Yeah, and when I hit one of those plastic uni-body pieces of crap toy boxes, it will be amusing to know I'll be the one to drive away. And you know what? I think after wards I'll smoke a fine Ritz Square cigar to celebrate! Yours sincerely: proud twenty-year-old 95' Grand Mar, and 98' crown Vic owner.

2nd Dec 2009, 03:51

I have driven many cars and trucks in Syracuse, NY winters over the years and I'll tell you what - not once have I ever had a car with technology to help me through the 120 inches of show we get every single year unless you count ABS.

I had a RWD 1977 Oldsmobile with a big 403 cid (6.6L) V8 when I was about 19. It was not too bad in the snow the 2 winters I had it... though I got stuck on a steep icy hill once because I had to stop half way up and no positraction (1 wheel drive).

I also drove a company van through a winter. It was a big Dodge B 1500 cargo van with a 318 V8. With snow tires and cautious driving - guess what - 800 to 1,000 miles a week of perfectly safe deliveries!

***note*** new tech in the cars is good. Safety, MPG, options and over all durability of the drive-train is all better than it was in the late 90s. It's just some of us prefer to actually drive the car our selves instead of a computer doing it for us. Driving in 120 inches of snow a year is fun to me. It keeps me sharp too :-)

2nd Dec 2009, 04:02

My favorite car, environment-wise, was a 1969 Buick Riviera I had with a 430 cubic inch V8, and dual exhausts. When I left it idling (with a soul-stirring rumble) on a gravel road, those two exhausts would literally dig holes in the gravel, and those holes would be BLACK. Now that was a beautiful car.

2nd Dec 2009, 17:27

You're funny thinking that gas mileage is the only thing. What about emissions? Used parts? Any of those ever cross your mind?

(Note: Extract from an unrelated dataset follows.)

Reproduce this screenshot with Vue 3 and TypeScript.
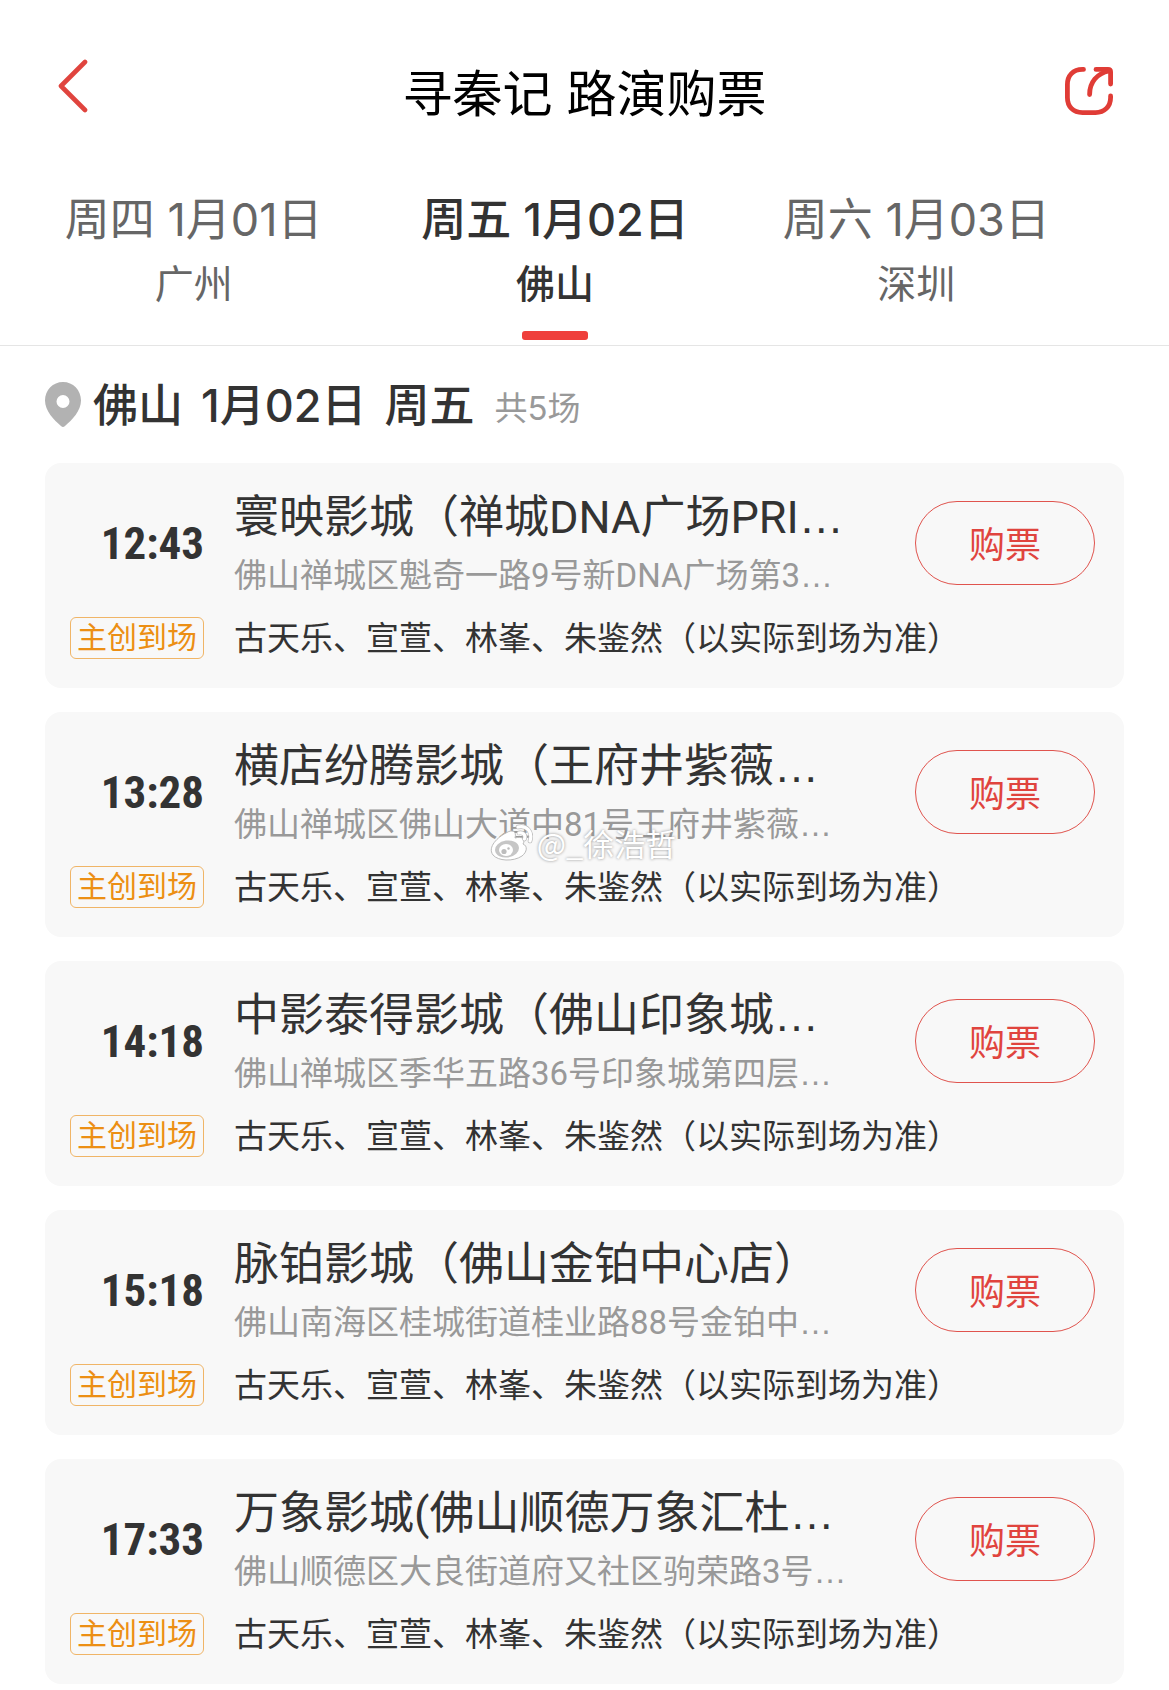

Keep driving your Crown Vic. It won't go for much longer anyways with oil running out, and fast.

3rd Dec 2009, 23:24

Emissions? Parts? No problem, I have a mechanic! He doesn't rip me off and charge me for stuff I don't need like the Honda people, and unlike the Honda people, in the rare event that the car has problem, he takes my money AND fixes it. The only thing that will be "going fast" is my Civic, if I can find a buyer...

5th Dec 2009, 05:39

If the oil runs out, the last thing that will make a difference is whether you drive a Honda or a Crown Vic - society will collapse and many of us will die. The difference between 25 and 35 MPG isn't going to be the big problem on your mind.

6th Dec 2009, 20:21

Some great comments here! There should be even more parts available for the Panthers because of the "Cash For Clunkers" program that was in the USA. Engines were destroyed, but the remainder of the cars will be sitting in junkyards for awhile.

16th May 2011, 22:34

Full sized American made cars like the Crown Vic are a lot more amazing than people think. Mine is going on 200k miles, and it drives like it has no more than 75k miles.

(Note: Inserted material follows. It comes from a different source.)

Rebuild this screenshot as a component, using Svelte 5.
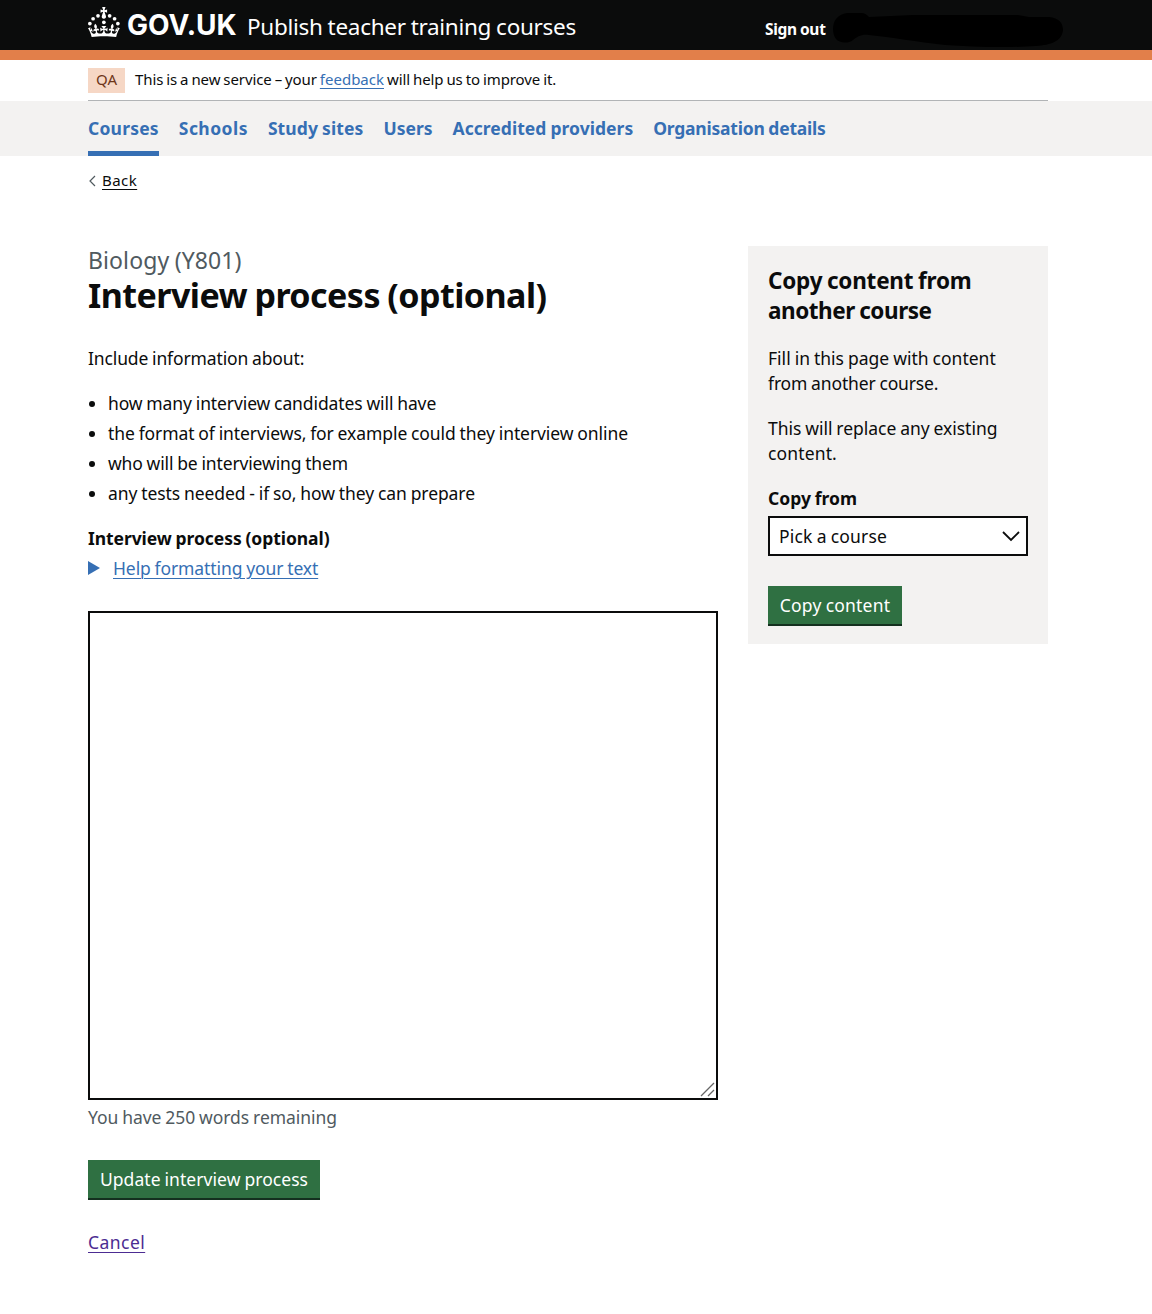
<script>
  const nav = ['Courses', 'Schools', 'Study sites', 'Users', 'Accredited providers', 'Organisation details'];
  const points = [
    'how many interview candidates will have',
    'the format of interviews, for example could they interview online',
    'who will be interviewing them',
    'any tests needed - if so, how they can prepare'
  ];
</script>

<header class="header">
  <div class="container header-row">
    <svg class="crown" viewBox="0 0 64 60" width="32" height="30" fill="currentColor" aria-hidden="true">
      <circle cx="20" cy="17.6" r="3.7" /><circle cx="10.2" cy="23.5" r="3.7" /><circle cx="3.7" cy="33.2" r="3.7" />
      <circle cx="31.7" cy="30.6" r="3.7" /><circle cx="43.3" cy="17.6" r="3.7" /><circle cx="53.2" cy="23.5" r="3.7" /><circle cx="59.7" cy="33.2" r="3.7" />
      <path d="M33.1,9.8c.2-.1.3-.3.5-.5l4.6,2.4v-6.8l-4.6,1.5c-.1-.2-.3-.3-.5-.5l1.9-5.9h-6.7l1.9,5.9c-.2.1-.3.3-.5.5l-4.6-1.5v6.8l4.6-2.4c.1.2.3.3.5.5l-2.6,8c-.9,2.8,1.2,5.7,4.1,5.7h0c3,0,5.1-2.9,4.1-5.7l-2.6-8ZM37,37.9s-3.4,3.8-4.1,6.1c2.2,0,4.2-.5,6.4-2.8l-.7,8.5c-2-2.8-4.4-4.1-5.7-3.8.1,3.1.5,6.7,5.8,7.2,3.7.3,6.7-1.5,7-3.8.4-2.6-2-4.3-3.7-1.6-1.4-4.5,2.4-6.1,4.9-3.2-1.9-4.5-1.8-7.7,2.4-10.9,3,4,2.6,7.3-1.2,11.1,2.4-1.3,6.2,0,4,4.6-1.2-2.8-3.7-2.2-4.2.2-.3,1.7.7,3.7,3,4.2,1.9.3,4.7-.9,7-5.9-1.3,0-2.4.7-3.9,1.7l2.4-8c.6,2.3,1.4,3.7,2.2,4.5.6-1.6.5-2.8,0-5.3l5,1.8c-2.6,3.6-5.2,8.7-7.3,17.5-7.4-1.1-15.7-1.7-24.5-1.7h0c-8.8,0-17.1.6-24.5,1.7-2.1-8.9-4.7-13.9-7.3-17.5l5-1.8c-.5,2.5-.6,3.7,0,5.3.8-.8,1.6-2.3,2.2-4.5l2.4,8c-1.5-1-2.6-1.7-3.9-1.7,2.3,5,5.2,6.2,7,5.9,2.3-.4,3.3-2.4,3-4.2-.5-2.4-3-3.1-4.2-.2-2.2-4.6,1.6-6,4-4.6-3.7-3.7-4.2-7.1-1.2-11.1,4.2,3.2,4.3,6.4,2.4,10.9,2.5-2.8,6.3-1.3,4.9,3.2-1.8-2.7-4.1-1-3.7,1.6.3,2.3,3.3,4.1,7,3.8,5.4-.5,5.7-4.2,5.8-7.2-1.3-.2-3.7,1-5.7,3.8l-.7-8.5c2.2,2.3,4.2,2.7,6.4,2.8-.7-2.3-4.1-6.1-4.1-6.1h10.6,0Z" />
    </svg>
    <span class="brand">GOV.UK</span>
    <span class="service">Publish teacher training courses</span>
    <a class="signout" href="#signout">Sign out</a>
    <svg class="redaction" viewBox="0 0 230 36" width="230" height="36" aria-hidden="true">
      <path d="M14 1H28C32 1 34 3 36 5L80 3L185 3L196 5H216C226 6 230 11 230 18C229 29 218 33 203 34C175 36 140 35 112 33C84 30 58 25 36 23C28 22 24 25 20 28C15 32 6 31 3 27C-1 22 -1 12 3 7Q7 2 14 1Z" />
    </svg>
  </div>
</header>

<div class="container">
  <div class="phase">
    <strong class="tag">QA</strong>
    <span class="phase-text">This is a new service – your <a href="#feedback">feedback</a> will help us to improve it.</span>
  </div>
</div>

<nav class="nav">
  <div class="container nav-list">
    {#each nav as item, i}
      <a class="nav-{i}" class:current={i === 0} href="#nav">{item}</a>
    {/each}
  </div>
</nav>

<div class="container">
  <div class="back">
    <svg width="8" height="12" viewBox="0 0 8 12" aria-hidden="true"><path d="M7 1L2 6L7 11" fill="none" stroke="#505a5f" stroke-width="1.2" /></svg>
    <a href="#back">Back</a>
  </div>

  <div class="columns">
    <main>
      <div class="caption">Biology (Y801)</div>
      <h1>Interview process (optional)</h1>
      <p class="intro">Include information about:</p>
      <ul>
        {#each points as point, i}
          <li class="point-{i}">{point}</li>
        {/each}
      </ul>
      <label class="field-label" for="process">Interview process (optional)</label>
      <div class="help">
        <svg width="12" height="14" viewBox="0 0 12 14" aria-hidden="true"><path d="M0 0L12 7L0 14Z" fill="#366fb4" /></svg>
        <a href="#help">Help formatting your text</a>
      </div>
      <div class="textbox">
        <textarea id="process"></textarea>
        <svg class="grip" width="15" height="15" viewBox="0 0 15 15" aria-hidden="true"><path d="M1 14L14 1M8 14L14 8" fill="none" stroke="#666" stroke-width="1.3" /></svg>
      </div>
      <div class="count">You have 250 words remaining</div>
      <button class="update" type="button">Update interview process</button>
      <div class="cancel"><a href="#cancel">Cancel</a></div>
    </main>

    <aside>
      <h2>Copy content from<br /><span class="title-end">another course</span></h2>
      <p><span class="fill-start">Fill in this page with content</span><br /><span class="fill-end">from another course.</span></p>
      <p><span class="replace-start">This will replace any existing</span><br /><span class="replace-end">content.</span></p>
      <div class="copy-label">Copy from</div>
      <div class="select">
        <span>Pick a course</span>
        <svg width="18" height="11" viewBox="0 0 18 11" aria-hidden="true"><path d="M1 1L9 9L17 1" fill="none" stroke="#0b0c0c" stroke-width="1.8" /></svg>
      </div>
      <button class="copy" type="button">Copy content</button>
    </aside>
  </div>
</div>

<style>
  :global(body) { background: #fff; }
  :global(#app) {
    font-family: 'Noto Sans', 'Open Sans', sans-serif;
    font-size: 17.5px;
    line-height: 25px;
    word-spacing: -0.6px;
    color: #0b0c0c;
  }
  .container { width: 960px; margin-left: 88px; }
  p, h1, h2, ul { margin: 0; padding: 0; }
  p, h1, h2, li, a, span, button, label { white-space: nowrap; }
  a { text-decoration-thickness: 1px; text-underline-offset: 3px; color: #366fb4; }

  .header { height: 50px; background: #0b0c0c; border-bottom: 10px solid #e27f4a; color: #fff; }
  .header-row { display: flex; align-items: flex-start; height: 50px; }
  .crown { margin-top: 7px; flex: none; }
  .brand { margin: 6px 0 0 7px; width: 112px; font-family: Inter, sans-serif; font-size: 28px; line-height: 38px; font-weight: 700; }
  .service { margin: 12px 0 0 8px; width: 518px; font-size: 22.5px; line-height: 30px; letter-spacing: -0.29px; }
  .signout { margin-top: 17px; width: 68px; font-size: 15.5px; font-weight: 700; letter-spacing: -0.3px; color: #fff; text-decoration: none; }
  .redaction { margin: 12px -20px 0 0; flex: none; }

  .phase { display: flex; align-items: flex-start; height: 32px; padding-top: 8px; border-bottom: 1px solid #b1b4b6; font-size: 15px; line-height: 23px; }
  .phase-text { letter-spacing: -0.1px; word-spacing: -0.8px; }
  .phase-text a { letter-spacing: 0; }
  .tag { width: 37px; height: 25px; margin-right: 10px; background: #f6d7c5; color: #6e3619; font-weight: 400; text-align: center; }

  .nav { background: #f3f2f1; }
  .nav-list { display: flex; gap: 20px; height: 55px; font-weight: 700; }
  .nav-list a { padding-top: 15px; height: 35px; text-decoration: none; }
  .nav-list .current { border-bottom: 5px solid #366fb4; }
  .nav-0 { letter-spacing: 0.2px; }
  .nav-1 { letter-spacing: 0.45px; }
  .nav-2 { letter-spacing: 0.1px; }
  .nav-4 { letter-spacing: 0.04px; }
  .nav-5 { letter-spacing: -0.22px; }

  .back { display: flex; align-items: center; gap: 6px; height: 20px; padding-top: 15px; font-size: 15px; line-height: 20px; }
  .back a { color: #0b0c0c; letter-spacing: 0.45px; margin-top: -2px; }

  .columns { display: flex; justify-content: space-between; align-items: flex-start; padding-top: 55px; }
  main { width: 630px; }
  .caption { margin-top: -1px; font-size: 23px; line-height: 30px; letter-spacing: 0.1px; color: #505a5f; }
  h1 { font-size: 34px; line-height: 40px; margin-bottom: 31px; letter-spacing: -0.53px; word-spacing: -1px; }
  .intro { margin-bottom: 20px; letter-spacing: -0.13px; }
  ul { padding-left: 20px; margin-bottom: 20px; }
  li { margin-bottom: 5px; }
  .point-0 { letter-spacing: -0.1px; }
  .point-1 { letter-spacing: -0.08px; }
  .point-2 { letter-spacing: -0.13px; }
  .point-3 { letter-spacing: -0.075px; }
  .field-label { display: block; font-weight: 700; margin-bottom: 5px; letter-spacing: -0.07px; }
  .help { display: flex; align-items: center; gap: 13px; margin-bottom: 30px; letter-spacing: -0.1px; }
  .help svg { margin-bottom: 1px; }
  .textbox { position: relative; height: 489px; margin-bottom: 5px; }
  textarea { box-sizing: border-box; display: block; width: 100%; height: 489px; border: 2px solid #0b0c0c; resize: none; background: #fff; }
  .grip { position: absolute; right: 3px; bottom: 3px; }
  .count { color: #505a5f; margin-bottom: 30px; letter-spacing: -0.05px; }
  button { display: block; height: 38px; padding: 0; border: 0; font: inherit; word-spacing: -0.6px; color: #fff; background: #2f7042; box-shadow: 0 2px 0 #14301f; text-align: center; }
  .update { width: 232px; margin-bottom: 32px; letter-spacing: 0.05px; }
  .cancel a { color: #4c2c92; letter-spacing: 0.45px; }

  aside { box-sizing: border-box; width: 300px; height: 398px; padding: 20px; background: #f3f2f1; }
  h2 { font-size: 22.5px; line-height: 30px; margin-bottom: 20px; letter-spacing: -0.21px; word-spacing: -1px; }
  .title-end { letter-spacing: -0.46px; }
  aside p { margin-bottom: 20px; }
  .fill-start { letter-spacing: 0.01px; }
  .fill-end { letter-spacing: -0.14px; }
  .replace-start { letter-spacing: -0.03px; }
  .replace-end { letter-spacing: 0.14px; }
  .copy-label { font-weight: 700; margin-bottom: 5px; }
  .select { box-sizing: border-box; display: flex; align-items: center; justify-content: space-between; height: 40px; padding: 0 6px 0 9px; border: 2px solid #0b0c0c; background: #fff; margin-bottom: 30px; letter-spacing: 0.17px; }
  .copy { width: 134px; letter-spacing: 0.2px; }
</style>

My Subaru gets 22 to 25mpg; never more, never less, and my Crown Vic gets 19 to 27; never more, never less. Thinking a small 4cyl saves gas is simply not true. And thinking the world will end when oil runs out is also simply not true. Diesel made his engine to originally run on PEANUT OIL; just read his social theories. He did it to give farmers a way to make a living and to create a new middle class farmer economy. All original gasoline cars were made with the idea that ethanol from beets or corn or cane would be the inevitable fuel. NO ONE ever had any idea there was as much oil in the ground as turned out to be true. The end of oil from the ground is NOT the disaster people are being led to believe.

And as far as the world's farms not being able to make enough veg-oil or ethanol, it is again not true. The ethanol process makes liquid fuel AND cattle feed, it is NOT food vs fuel, never was. Finally there is a reason and a way to justify the idea to limit population, the world can handle 9-10 billion even if we get our fuel from farms. Eventually we will need to limit population, and what the heck, 9-10 billion is plenty.

The Crown Vic is safe, reliable, and with catalytic converters, it is unbelievable clean burning. Thinking that small is better is simply not true. The small block V-8 can get almost 30mpg if babied, and the Crown Vic's reliability cannot be beat by any Honda or Toyota. And I've owned them all.

Can't believe Ford decided to phase out the last Canadian plant that makes them. Brings a tear to my eye even thinking about it.

Last point: you eastern Americans that think how a Crown Vic handles in 50 inches of snow per year make me laugh: we in the California mountains see at least 350 inches a year, and this year it was over 600 inches, and it's snowing RIGHT NOW! And it's May 16th. And yes the Crown Vic handles it well. Front wheel drive is all well and good, but just drive a Crown Vic for a week in all weather conditions, and you will never want to drive anything else. Parts and repairs are cheap, a lot cheaper than the Japanese cars. And yes they are fine cars too, but don't make fun of big American cars for their fuel use or repair costs. They are no higher than Honda or Toyota overall. And they last 30 years easy instead of 20. Figure in mfg costs, and the big Yank-Tank is actually better for the environment; strange but true.